Last Thursday was a record night for radio at the D&AD Awards. With 16 entries awarded ‘In Book’ Status and 8 nominations, a total of 3 Yellow Pencils were awarded: the highest number of honours since 2004.
Awarded agencies included Be Bravo, USA for “Leica”, Net#work BDDO, Johannesburg for “Mercedes-Benz” and Grey, South Africa for “The Nelson Mandela Foundation”. Warren Brown, Creative Founder at BMF and Foreman of the D&AD Radio Jury said “Great writing, great production and great ideas are evergreen at D&AD and in the industry as a whole – and that’s what we’re looking for when we’re judging the radio category here – it’s an awards that really honours and recognises the craft involved.”
At a time when questions are being raised about the quality of writing for radio, writing for advertising in general and about language and literacy in a much broader context, it was fantastic to see this standard of creativity within the category and the strength of craft and story-telling. One thing that struck me was that two of the pencils awarded were given to categories that are purportedly difficult to bring to life on radio. Leica is an inherently visual product but the script succeeds in stimulating the imagination to create pictures through sound. Mercedes Benz was also awarded a Yellow Pencil although car advertising is notoriously considered a ‘difficult’ category to write for.
Another thing that struck me was the absence of UK entries on the shortlist, the worthy exception being AMV BDDO’s nomination for the Metropolitan Police. Britain prides itself on being a nation that loves language – indeed all the awarded entries were written in English – yet UK scripts were scarce at D&AD.
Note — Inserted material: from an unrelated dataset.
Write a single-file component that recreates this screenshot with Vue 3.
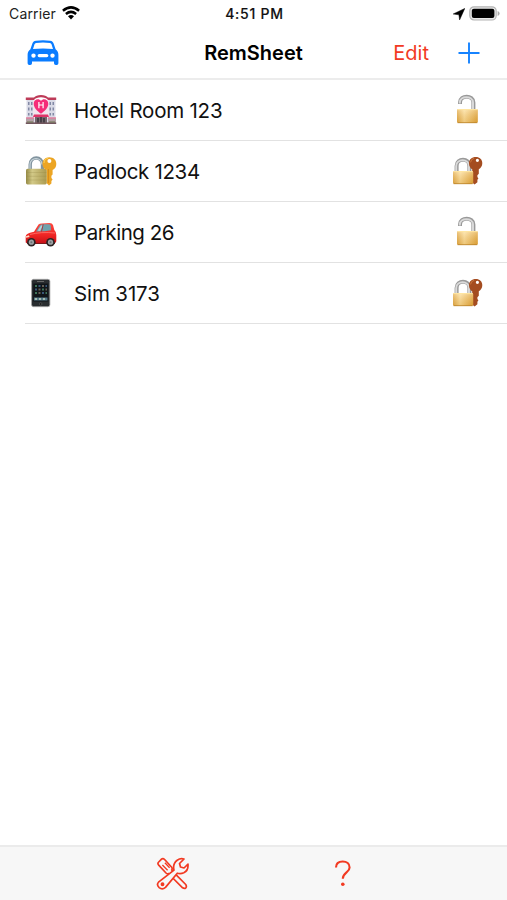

Whether UK agencies prefer to focus their sights on other categories at awards, or whether there is a lack of skill/confidence in radio writing in the UK is up for discussion. Through partnering with D&AD in such initiatives as our Inspiration sessions (being piloted at AMV, Ogilvy, McCann and Adam & Eve) the RAB is committed to offering its support to agencies and helping them to deliver a consistently higher standard of radio writing in the country.